Albis
- Company type: Kabushiki kaisha
- Industry: retail, wholesale supermarket
- Founded: 1968-12-23
- Headquarters: Imizu, Toyama Prefecture, Japan
- Area served: Toyama, Ishikawa and Fukui Prefectures, Japan
- Revenue: ¥65,846,000,000

= Albis (store) =

Retail and Wholesale company headquartered in Japan

Albis (アルビス株式会社, Arubisu Kabushiki Kaisha) is a retail and wholesale company headquartered in Imizu, Toyama Prefecture, Japan. It is listed on the second tier of the Nagoya Stock Exchange (code 7475). The name stands for "Active Leader with Best Information and Strategy".

==History==
In June 1966, with the assistance of the Tōkai Dry Goods Company (東海乾物株式会社, Tōkai Hoshimono Kabushiki Kaisha), the Tulip Chain retailers' cooperative was formed. In December 1968, 10 managers of supermarkets within Toyama Prefecture came together to establish the Hokuriku Tulip Chain (チューリップチェーン株式会社, Chūrippu Chēn Kabushiki Kaisha) and to set up the headquarters for the cooperative. The company subsequently changed its name to Tulip (株式会社チューリップ, Kabushiki Kaisha Tulip) in August 1971.

Due to expansion, the company established an international headquarters as well as district headquarters in September 1977. The company again changed its name in July 1978 to Toyamaken Prefectural District Super(market) Headquarters (富山県地区スパー本部株式会社, Toyama Kenchiku Sūpā Honbu Kabushiki Kaisha), and then to Hokuriku Super(market) Headquarters (北陸スパー本部株式会社, Hokuriku Sūpā Honbu Kabushiki Kaisha) in July 1985. The company then merged with Hokuriku Hotspar in November that same year.

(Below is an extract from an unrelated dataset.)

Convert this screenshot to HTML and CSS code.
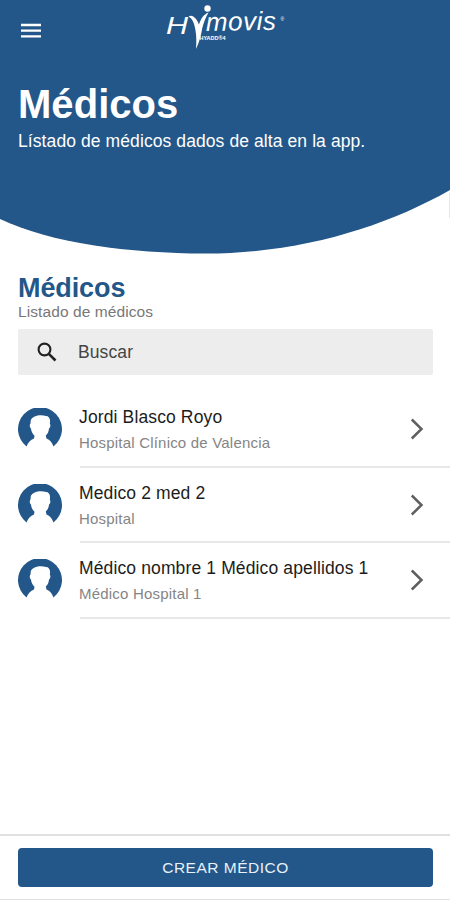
FILE: index.html
```html
<!DOCTYPE html>
<html lang="es">
<head>
<meta charset="utf-8">
<title>Médicos</title>
<link rel="stylesheet" href="styles.css">
</head>
<body>
<svg class="defs" aria-hidden="true">
  <symbol id="avatar" viewBox="0 0 44 44">
    <path fill="#235789" d="M8.500 38.500A22 22 0 1 1 35.500 38.500C34 34.500 32 32 28.500 30.500L27.800 27.500C30 25.500 30.800 23 31 20.500C32.500 19.500 32.800 17 31.800 15.500C32.800 11 31 8 28 8C22 6 14.500 8 12.800 12L12.500 15.500C11.300 17 11.600 19.500 13 20.500C13.300 23.500 14.500 26 16.500 27.800L16 30.500C12.500 32 10 34.500 8.500 38.500Z"/>
  </symbol>
  <symbol id="chevron" viewBox="0 0 14 24">
    <path fill="none" stroke="#606060" stroke-width="2.500" d="M1.800 2.500L11.500 12L1.800 21.500"/>
  </symbol>
</svg>
<div class="screen">
  <header class="hero">
    <svg class="curve" viewBox="0 0 450 256"><path fill="#235789" d="M0 0H450V190C385 227 300 253.500 205 253.500C130 253.500 50 243 0 219Z"/><path stroke="#e4e6ea" d="M449.500 193V218"/></svg>
    <div class="bar">
      <svg class="menu" viewBox="0 0 20 16"><path stroke="#fff" stroke-width="2.300" d="M0 2H20M0 7.700H20M0 13.400H20"/></svg>
      <svg class="logo" viewBox="0 0 140 52" fill="#fff">
        <text class="script" x="11" y="34" textLength="22" lengthAdjust="spacingAndGlyphs" font-size="24">H</text>
        <circle cx="52.500" cy="8.500" r="3.200"/>
        <path d="M33.500 16.500C37.500 13.500 42 19 44 24.500C46 18.500 48.500 14.500 53.500 12.500C50.500 18 48.500 23 47.200 28.500C46 36 44 43 41 49C41.500 42 41.500 36 40.500 30.500C39.500 23.500 37.500 18.500 33.500 16.500Z"/>
        <text class="script" x="51" y="31" textLength="70" font-size="26" transform="rotate(-1 51 30)">movis</text>
        <text class="tiny" x="44.500" y="39.800" textLength="26" lengthAdjust="spacingAndGlyphs">HYADD®4</text>
        <text class="reg" x="125.500" y="21">®</text>
      </svg>
    </div>
    <h1>Médicos</h1>
    <p class="lead">Lístado de médicos dados de alta en la app.</p>
  </header>
  <main>
    <h2>Médicos</h2>
    <p class="sub">Listado de médicos</p>
    <div class="search">
      <svg class="glass" viewBox="0 0 20 20" fill="none" stroke="#222"><circle cx="7.500" cy="7.500" r="5.900" stroke-width="2.100"/><path stroke-width="2.600" d="M11.800 11.800L18.500 18.500"/></svg>
      <span>Buscar</span>
    </div>
    <ul class="list">
      <li><svg class="avatar"><use href="#avatar"/></svg><div class="item"><div><div class="name">Jordi Blasco Royo</div><div class="place">Hospital Clínico de Valencia</div></div><svg class="chevron"><use href="#chevron"/></svg></div></li>
      <li><svg class="avatar"><use href="#avatar"/></svg><div class="item"><div><div class="name">Medico 2 med 2</div><div class="place">Hospital</div></div><svg class="chevron"><use href="#chevron"/></svg></div></li>
      <li><svg class="avatar"><use href="#avatar"/></svg><div class="item"><div><div class="name">Médico nombre 1 Médico apellidos 1</div><div class="place">Médico Hospital 1</div></div><svg class="chevron"><use href="#chevron"/></svg></div></li>
    </ul>
  </main>
  <footer><button class="create">CREAR MÉDICO</button></footer>
</div>
</body>
</html>
```
FILE: styles.css
```css
* { box-sizing: border-box; }
body, h1, h2, p, ul { margin: 0; padding: 0; }
body { background: #fff; font-family: "Liberation Sans", Arial, sans-serif; }
svg { display: block; flex: none; }
.defs { position: absolute; width: 0; height: 0; }
.screen { display: flex; flex-direction: column; width: 450px; height: 900px; overflow: hidden; }

.hero { position: relative; height: 256px; color: #fff; }
.curve { position: absolute; inset: 0; width: 450px; height: 256px; z-index: -1; }
.bar { display: flex; height: 80px; padding-left: 21px; }
.menu { width: 20px; height: 16px; margin-top: 23px; }
.logo { width: 140px; height: 52px; margin-left: 114px; }
.script { font-family: "Liberation Sans", sans-serif; font-style: italic; }
.tiny { font-size: 5.5px; font-weight: bold; }
.reg { font-size: 5px; }
h1 { padding-left: 18px; font-size: 40px; line-height: 48px; letter-spacing: .05px; }
.lead { padding-left: 18px; margin-top: 3px; font-size: 17.5px; line-height: 20px; letter-spacing: .09px; }

main { flex: 1; padding-top: 16px; }
h2 { padding-left: 18px; color: #235789; font-size: 27px; line-height: 32px; letter-spacing: -.1px; }
.sub { padding-left: 18px; color: #777; font-size: 15.5px; line-height: 16px; letter-spacing: .09px; }
.search { display: flex; align-items: center; width: 415px; height: 46px; margin: 9px 0 0 18px; padding-left: 19px; border-radius: 2px; background: #ededed; color: #444; font-size: 17.5px; letter-spacing: .1px; }
.glass { width: 20px; height: 20px; margin-right: 21px; }
.list { margin-top: 17px; list-style: none; }
.list li { display: flex; height: 75.5px; padding-left: 18px; }
.avatar { width: 44px; height: 44px; margin: 16px 18px 0 0; }
.item { display: flex; flex: 1; justify-content: space-between; padding: 13px 26px 0 0; border-bottom: 2px solid #e8e8e8; }
.name { margin-left: -1px; color: #1c1c1c; font-size: 17.5px; line-height: 24px; letter-spacing: .13px; }
.place { margin-left: -1px; margin-top: 3px; color: #858585; font-size: 15px; line-height: 22px; letter-spacing: .2px; }
.chevron { width: 14px; height: 24px; margin-top: 12px; }

footer { height: 66px; padding: 12px 17px 0 18px; border-top: 2px solid #e0e0e0; border-bottom: 1px solid #e0e0e0; }
.create { display: block; width: 415px; height: 39px; padding: 0; border: 0; border-radius: 4px; background: #235789; color: #e8f0fa; font: 15.5px "Liberation Sans", Arial, sans-serif; letter-spacing: .5px; }
```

The Albis retailers' cooperative was formed in April 1992 with the merger of the Hokuriku Super wholesale company and the Tulip Kōrigyō retail chain. The company is divided into two departments—retail and wholesale—and has expanded throughout Toyama, Ishikawa and Fukui Prefectures. The company's focus has been to champion the cause of the integrated supermarket, provide information on those working against small chain supermarkets, and offer proactive consulting services and support services.

Albis also has supermarkets under the names Tulip and Hi-Tomato.